Já na primeira metade da década de 90 o PT atenuou suas formulações sobre o socialismo e enalteceu mais vigorosamente os valores democráticos. Propôs uma "revolução democrática" cujos contornos remetem a partidos sociais-democratas europeus como o Partido Socialista Francês e o SPD alemão -e não a agrupamentos revolucionários.

A reforma agrária, que antes deveria ter "controle dos trabalhadores", enquadrou-se na Constituição.
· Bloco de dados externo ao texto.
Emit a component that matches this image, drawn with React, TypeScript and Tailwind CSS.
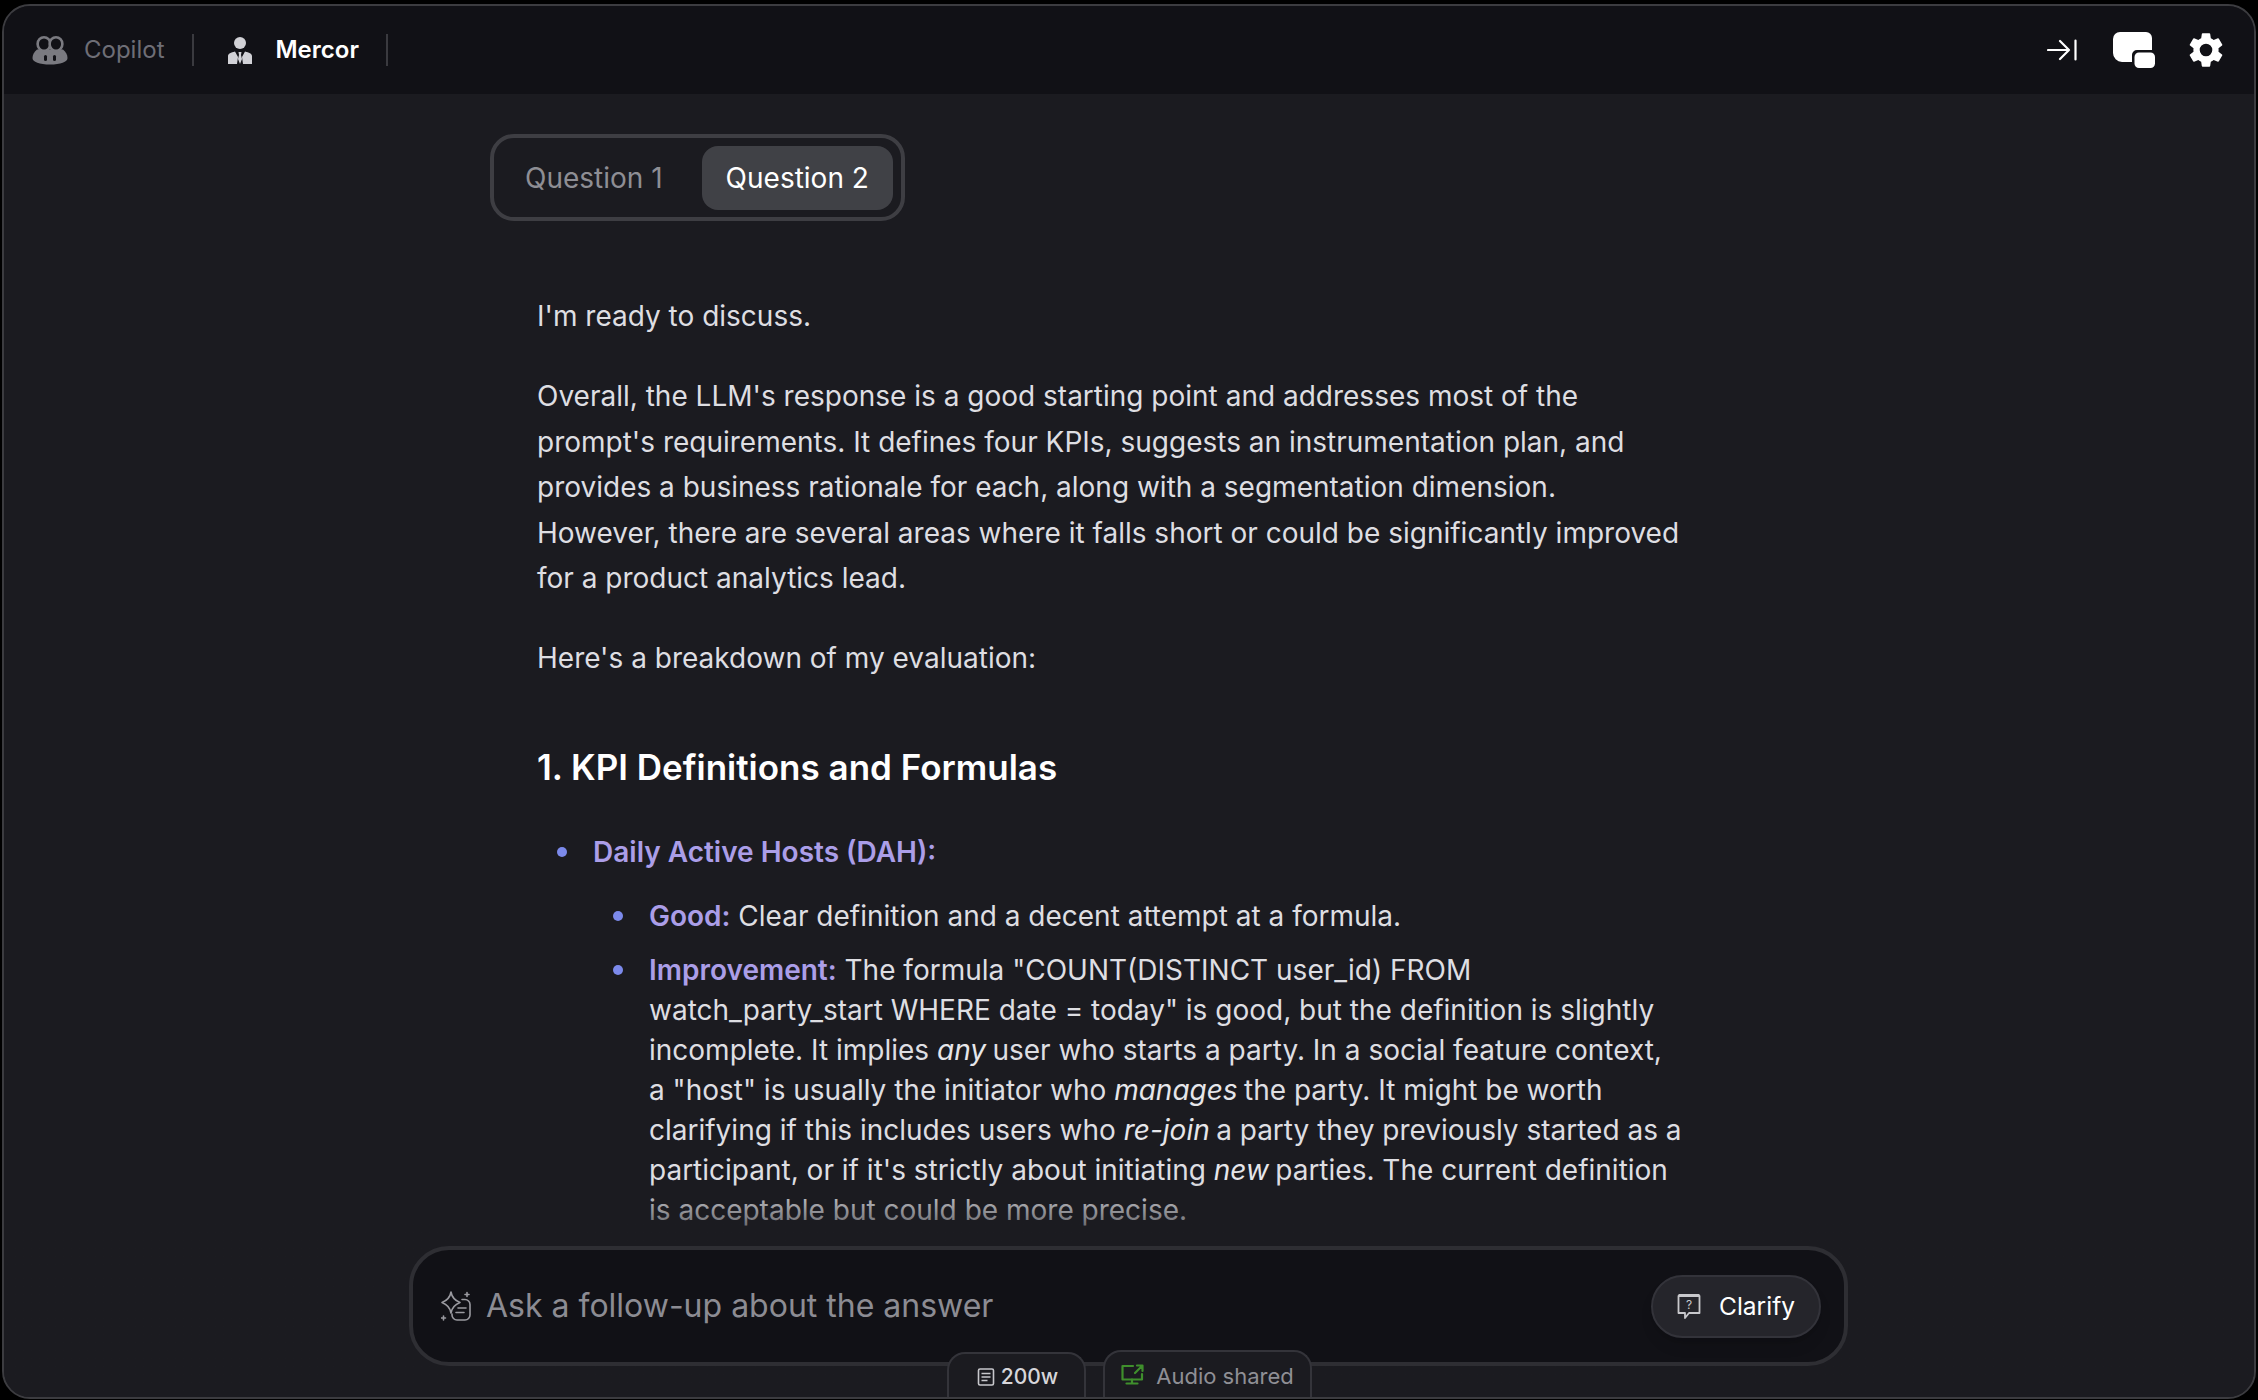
import { ReactNode } from 'react'

function CopilotIcon() {
  return (
    <svg viewBox="0 0 36 30" className="h-[30px] w-[36px]" fill="none">
      <path d="M0.500 23c0-3 1.500-6 4.500-8.500h26c3 2.500 4.500 5.500 4.500 8.500 0 4-7 6.500-17.500 6.500S0.500 27 0.500 23z" fill="#7a7a80" />
      <ellipse cx="12" cy="9" rx="6.400" ry="6.800" fill="#111116" stroke="#7a7a80" strokeWidth="2.600" />
      <ellipse cx="24" cy="9" rx="6.400" ry="6.800" fill="#111116" stroke="#7a7a80" strokeWidth="2.600" />
      <rect x="12" y="20" width="3" height="6" rx="1.500" fill="#111116" />
      <rect x="21" y="20" width="3" height="6" rx="1.500" fill="#111116" />
    </svg>
  )
}

function PersonIcon() {
  return (
    <svg viewBox="0 0 24 27" className="h-[27px] w-[24px]" fill="#d1d1d6">
      <circle cx="12" cy="6" r="6" />
      <path d="M0 27v-8c0-2.500 3-3.500 7-4.500L10 20l-1 7H0zM24 27v-8c0-2.500-3-3.500-7-4.500L14 20l1 7h9zM10.500 15h3l-.5 3 1 4-2 5-2-5 1-4z" />
    </svg>
  )
}

function CollapseIcon() {
  return (
    <svg viewBox="0 0 30 22" className="h-[22px] w-[30px]" fill="none" stroke="white" strokeWidth="2.200" strokeLinecap="round" strokeLinejoin="round">
      <path d="M1 11h21M13 2l9 9-9 9M28.500 1.500v19" />
    </svg>
  )
}

function ChatWindowsIcon() {
  return (
    <svg viewBox="0 0 42 36" className="h-[36px] w-[42px]" fill="white">
      <path d="M7 0h26a6 6 0 0 1 6 6v12H24a5 5 0 0 0-5 5v7H9a9 9 0 0 1-9-9V7a7 7 0 0 1 7-7z" />
      <rect x="21.500" y="20.500" width="20.500" height="15.500" rx="4.500" />
    </svg>
  )
}

function GearIcon() {
  return (
    <svg viewBox="0 0 24 24" className="h-[42px] w-[42px]" fill="white">
      <path d="M19.140 12.940c.04-.3.060-.61.060-.94 0-.32-.02-.64-.07-.94l2.030-1.580a.49.490 0 0 0 .12-.610l-1.920-3.320a.49.490 0 0 0-.590-.220l-2.390.960c-.5-.380-1.030-.7-1.620-.940l-.36-2.540a.480.480 0 0 0-.480-.410h-3.840a.480.480 0 0 0-.470.410l-.36 2.540c-.590.240-1.130.570-1.620.940l-2.390-.960a.480.480 0 0 0-.590.220L2.740 8.870a.480.480 0 0 0 .120.610l2.030 1.580c-.05.300-.09.630-.09.940s.02.640.07.940l-2.030 1.580a.490.490 0 0 0-.120.610l1.920 3.320c.12.220.370.290.590.220l2.390-.960c.5.380 1.030.7 1.620.940l.36 2.540c.05.240.24.410.48.410h3.840c.24 0 .44-.17.470-.41l.36-2.540c.590-.240 1.130-.560 1.620-.940l2.390.960c.22.080.470 0 .590-.220l1.920-3.320a.480.480 0 0 0-.120-.610l-2.010-1.580zM12 15.600A3.600 3.600 0 1 1 12 8.400a3.600 3.600 0 0 1 0 7.200z" />
    </svg>
  )
}

function SparkNoteIcon() {
  return (
    <svg viewBox="0 0 30 30" className="h-[30px] w-[30px]" fill="none" stroke="#9a9aa0" strokeWidth="1.600" strokeLinecap="round" strokeLinejoin="round">
      <path d="M10 1c.8 5 4 8.500 9 10.500-5 2-8.200 5.500-9 10.500-.8-5-4-8.500-9-10.500 5-2 8.200-5.500 9-10.500z" />
      <path d="M26 1.500v4M24 3.500h4M2.500 25v4M.5 27h4" />
      <path d="M21 8.500h3a5 5 0 0 1 5 5v10.500a5 5 0 0 1-5 5h-8a5 5 0 0 1-5-5v-1" />
      <path d="M17 17h8M15 21.500h8" />
    </svg>
  )
}

function QuestionBubbleIcon() {
  return (
    <svg viewBox="0 0 24 25" className="h-[25px] w-[24px]" fill="none" stroke="#c8c8cc" strokeWidth="1.800" strokeLinejoin="round">
      <path d="M1.500 2h21v17H12l-4 5v-5H1.500z" />
      <path d="M1.500 1.500h21" strokeWidth="3" />
      <text x="12" y="15" textAnchor="middle" fontSize="12" fill="#c8c8cc" stroke="none" fontFamily="Inter, sans-serif">?</text>
    </svg>
  )
}

function DocIcon() {
  return (
    <svg viewBox="0 0 18 18" className="h-[18px] w-[18px]" fill="none" stroke="#c8c8cc" strokeWidth="1.600">
      <rect x="1.500" y="1" width="15" height="16" rx="1.500" />
      <path d="M4.500 5.500h9M4.500 9h9M4.500 12.500h6" />
    </svg>
  )
}

function ScreenShareIcon() {
  return (
    <svg viewBox="0 0 23 21" className="h-[21px] w-[23px]" fill="none" stroke="#3f8f2c" strokeWidth="2.200" strokeLinecap="round" strokeLinejoin="round">
      <path d="M12 2H1.500v13.500h19.500V10" />
      <path d="M11 15.500v4M5.500 19.500h11M14 9l7-7M16 1.500h5.500V7" />
    </svg>
  )
}

function Strong({ children }: { children: ReactNode }) {
  return <strong className="font-semibold text-[#ab9ee8]">{children}</strong>
}

function Em({ children }: { children: ReactNode }) {
  return <em className="-mr-[1.500px] italic text-[#e6e6ea]">{children}</em>
}

function Bullet({ className, children }: { className?: string; children: ReactNode }) {
  return (
    <li className={`flex ${className ?? ''}`}>
      <span className="mr-[26px] mt-[15px] h-[10px] w-[10px] shrink-0 rounded-full bg-[#7c8aeb]" />
      <div className="min-w-0 flex-1">{children}</div>
    </li>
  )
}

export default function App() {
  return (
    <div className="h-[1400px] w-[2258px] overflow-hidden bg-black px-[2px] pb-[1px] pt-[4px] font-['Inter',sans-serif]">
      <div className="relative flex h-full flex-col overflow-hidden rounded-[28px] border-2 border-[#3c3c40] bg-[#1b1b20]">
        {/* Top bar */}
        <header className="flex h-[88px] shrink-0 items-center justify-between bg-[#111116] pl-[28px] pr-[27px]">
          <div className="flex items-center">
            <CopilotIcon />
            <span className="ml-[16px] text-[24px] text-[#6e6e76]">Copilot</span>
            <div className="ml-[28px] h-[32px] w-[2px] bg-[#3a3a3f]" />
            <div className="ml-[34px]"><PersonIcon /></div>
            <span className="ml-[23px] text-[24px] font-semibold text-white">Mercor</span>
            <div className="ml-[27px] h-[32px] w-[2px] bg-[#3a3a3f]" />
          </div>
          <div className="flex items-center">
            <CollapseIcon />
            <div className="ml-[36px]"><ChatWindowsIcon /></div>
            <div className="ml-[30px]"><GearIcon /></div>
          </div>
        </header>

        {/* Answer */}
        <main className="relative min-h-0 flex-1 overflow-hidden">
          <div className="ml-[486px] mt-[40px] inline-flex h-[87px] items-center rounded-[24px] border-[4px] border-[#3e3e43] bg-[#1b1b20] px-[8px]">
            <button className="px-[23px] text-[28px] text-[#8e8e94]">Question 1</button>
            <button className="ml-[16px] flex h-[64px] items-center rounded-[16px] bg-[#404146] px-[24px] text-[28px] text-white">Question 2</button>
          </div>

          <div className="ml-[533px] mt-[73px] w-[1146px] text-[28px] leading-[45.400px] text-[#dedee2]">
            <p>I'm ready to discuss.</p>
            <p className="mt-[35px]">
              Overall, the LLM's response is a good starting point and addresses most of the prompt's requirements. It defines four KPIs, suggests an instrumentation plan, and provides a business rationale for each, along with a segmentation dimension. However, there are several areas where it falls short or could be significantly improved for a product analytics lead.
            </p>
            <p className="mt-[35px]">Here's a breakdown of my evaluation:</p>
            <h2 className="mt-[58px] text-[35px] font-semibold leading-[54px] text-white">1. KPI Definitions and Formulas</h2>
            <ul className="mt-[38px] pl-[20px] leading-[40px]">
              <Bullet>
                <Strong>Daily Active Hosts (DAH):</Strong>
                <ul className="mt-[24px] pl-[20px]">
                  <Bullet><Strong>Good:</Strong> Clear definition and a decent attempt at a formula.</Bullet>
                  <Bullet className="mt-[14px]">
                    <Strong>Improvement:</Strong> The formula "COUNT(DISTINCT user_id) FROM watch_party_start WHERE date = today" is good, but the definition is slightly incomplete. It implies <Em>any</Em> user who starts a party. In a social feature context, a "host" is usually the initiator who <Em>manages</Em> the party. It might be worth clarifying if this includes users who <Em>re-join</Em> a party they previously started as a participant, or if it's strictly about initiating <Em>new</Em> parties. The current definition is acceptable but could be more precise.
                  </Bullet>
                </ul>
              </Bullet>
            </ul>
          </div>

          {/* Fade under the input */}
          <div className="pointer-events-none absolute inset-x-0 bottom-0 h-[215px] bg-gradient-to-b from-transparent to-[#1b1b20] to-35%" />
        </main>

        {/* Follow-up input */}
        <div className="absolute bottom-[31px] left-[405px] flex h-[120px] w-[1439px] items-center rounded-[40px] border-[4px] border-[#2e2e33] bg-[#111116] pl-[28px] pr-[23px]">
          <SparkNoteIcon />
          <span className="ml-[15px] flex-1 text-[32px] text-[#8c8c93]">Ask a follow-up about the answer</span>
          <button className="flex h-[63px] w-[170px] items-center justify-center gap-[18px] rounded-full border-2 border-[#33333a] bg-[#25252b] text-[24.500px] text-white shadow-lg">
            <QuestionBubbleIcon />
            Clarify
          </button>
        </div>

        {/* Status tabs */}
        <div className="absolute bottom-0 left-[943px] flex items-end gap-[17px]">
          <div className="flex h-[45px] w-[139px] items-start justify-center gap-[6px] rounded-t-[18px] border-2 border-b-0 border-[#34343a] bg-[#1b1b20] pl-[2px] pt-[10px] text-[21px] font-medium leading-[26px] text-[#d6d6da]">
            <span className="mt-[4px]"><DocIcon /></span>
            200w
          </div>
          <div className="flex h-[47px] w-[209px] items-start justify-center gap-[12px] rounded-t-[18px] border-2 border-b-0 border-[#34343a] bg-[#1b1b20] pt-[10px] text-[22px] leading-[28px] text-[#8f8f95]">
            <span className="mt-[2px]"><ScreenShareIcon /></span>
            Audio shared
          </div>
        </div>
      </div>
    </div>
  )
}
A bandeira do não-pagamento da dívida externa, depois suspensão, foi reformulada.

Mas, em dezembro de 2001, o 12º ENPT definiu uma "ruptura necessária" com o neoliberalismo e aprovou a "denúncia do acordo com o FMI". Já na campanha, a palavra "ruptura" foi banida e um novo acordo com o FMI, acatado.

O 12º ENPT renovou a profissão de fé nos "valores do socialismo democrático". Esse socialismo petista nunca foi a ditadura do proletariado idealizada por Lênin (líder da Revolução Russa de 1917). Não é mais a "socialização dos meios de produção" do 4º ENPT, de 1986. A rigor, ignora-se o que é -o PT não definiu.

O núcleo diretivo do partido, que já condenou por escrito a social-democracia, não se sente mais incomodado ao ser comparado com ela. Só descarta a Terceira Via de Tony Blair. Quando Lula diz que mudou, expressa a análise petista: o país nunca viveu "período democrático", neste caso conceito para eleições com participação plena de partidos de esquerda, longo como o atual.

O PT mudou e cresceu. Já não é o caso de insinuar revoluções, mas de conferir ao Estado cunho "social e público". O novo governo, conforme o 12º ENPT, será "democrático e popular".

A corrente moderada de Lula, coordenada por José Dirceu, controla pelo menos 69 das 108 cadeiras do Diretório Nacional. Este grupo bancou o acordo com o PL e prepara coalizão mais ampla.

Isso apesar de formalmente o PT manter seu viés "anticapitalista" e a esquerda petista, nos movimentos sociais e no partido, se preparar para fazer barulho.

O governo PT deve nascer mais conservador mesmo do que na campanha eleitoral, mas ninguém sabe para onde vai evoluir.

Aos militares, por exemplo, Lula calou sobre esforços para encontrar os corpos dos desaparecidos na era dos generais. Mas num e-mail distribuído a famílias de desaparecidos, José Dirceu prometeu: "Quando formos subir a rampa do Planalto, eles [os desaparecidos] estarão conosco". Vale o silêncio ou a promessa? Como em muita coisa sobre o governo Lula, é cedo para dizer.